Practical mitigation follows from understanding the mechanism: keep sampling rates as low as they can be while still giving statistically useful signal (99 Hz is sufficient for identifying hot paths in most workloads), profile on a separate production replica rather than a development build, and verify conclusions across multiple independent runs before acting on them. Hardware PMU event-based sampling (perf, Intel VTune) tends to disturb the OS scheduler less than timer-based SIGPROF delivery, which is one concrete reason to prefer it for latency-sensitive profiling.
Matching Tool to Problem
For CPU-bound work where a known algorithm runs slower than expected, on-CPU sampling with perf or async-profiler is the right starting point. The hot path is on-CPU and the profiler will find it.
For latency problems in services that wait on network or disk, off-CPU profiling is the correct first step. offcputime or perf sched will show what threads are waiting on and for how long. Lock contention appears as futex_wait call chains; I/O appears as vfs_read or io_submit chains sleeping in the off-CPU trace.
For JVM workloads requiring CPU-bound optimization, async-profiler in -e cpu mode is more reliable than any JVMTI-based tool because it avoids safepoint bias. For microarchitecture questions, whether a loop is stalling on cache misses, branch mispredictions, or instruction fetch bandwidth, Intel VTune’s Top-down Microarchitecture Analysis Method (TMAM) provides a systematic breakdown that perf stat can approximate but cannot match in depth. VTune has been free since 2019.

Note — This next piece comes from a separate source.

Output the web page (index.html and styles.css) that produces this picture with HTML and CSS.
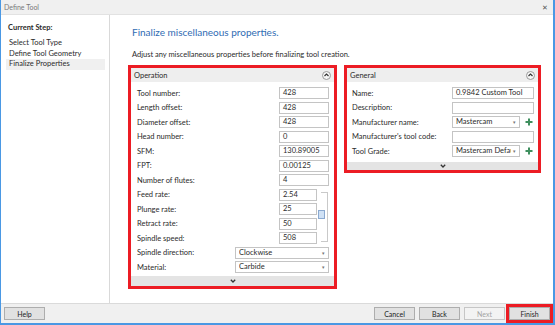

The thread running through all of these cases is that a profiler’s model of what it samples shapes what it can tell you. A flame graph that looks complete can be missing the majority of the latency picture if the application spends most of its time waiting rather than running. Reading profiler output without knowing which events the tool actually captures leads to confident conclusions about the wrong things, and optimizing based on those conclusions produces changes that do not show up in production metrics.